Nash and Garnett are amazing chemistry guys, and seem to have at least a year or two of near all-star level play left. Their contracts (expensive, but not wildly so) are obviously risky, but worthwhile for contending teams like the Celtics and Lakers. These two deals are the kind of aggressive free agent signings worth making, and should pay immediate dividends for both teams. The one issue for Los Angeles is that they gave away a lot draft picks to snag Nash, but I find that understandable given the circumstances.
- Houston gave a 3 year, $25 million offer sheet to Omer Asik, and a 4 year, $29 million offer to Jeremy Lin. Each offer has a "poison pill" third year, but both Chicago and New York can still match.

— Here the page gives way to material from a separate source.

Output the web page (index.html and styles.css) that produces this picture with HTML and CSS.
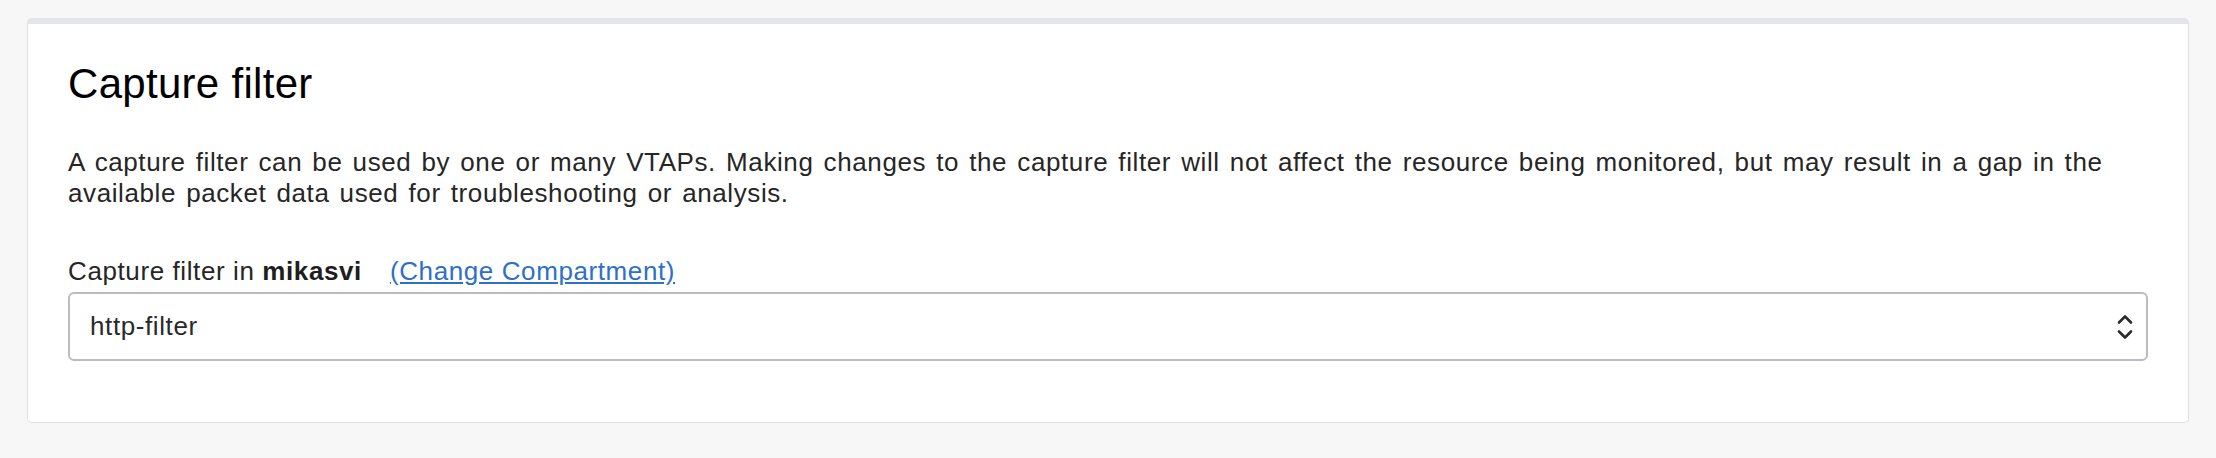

The Asik deal is typical Daryl Morey - he recognizes that Asik is a fantastic defender and underrated, so he decides he is a good pick up. The problem is that unless Asik doubles his minutes and production this deal is excessive. I doubt Asik gets that much better than what he is; in my opinion this is once again Morey thinking too much about something that, in the overall picture, is not that important.
I am a supporter of the Lin deal. Unfortunately for Houston, the Knicks are bound to match it. Besides the obvious marketing potential (which I am not factoring in here), Lin has shown enough signs and upside to be worth a three year gamble (the fourth year of his deal is reportedly a team option.) At best he becomes an All-Star, and as long as he stays healthy he probably will be at least as good as a player like Dragic.
- Finally, Houston also decided to trade Kyle Lowry to Toronto for a future lottery pick and Gary Forbes. Lowry supposedly had issues with Kevin McHale, and Houston decided it was worthwhile to go in a different direction. Their compensation seems fair, and Toronto is happy because they just picked up a very good point guard who is only owed $12 million over the next two years. This reported deal was one of the few this past week that seemed completely rational.
You see, in early July it is possible to make sound moves, you just gotta focus on the big picture and not get overwhelmed with all the funny money being tossed around.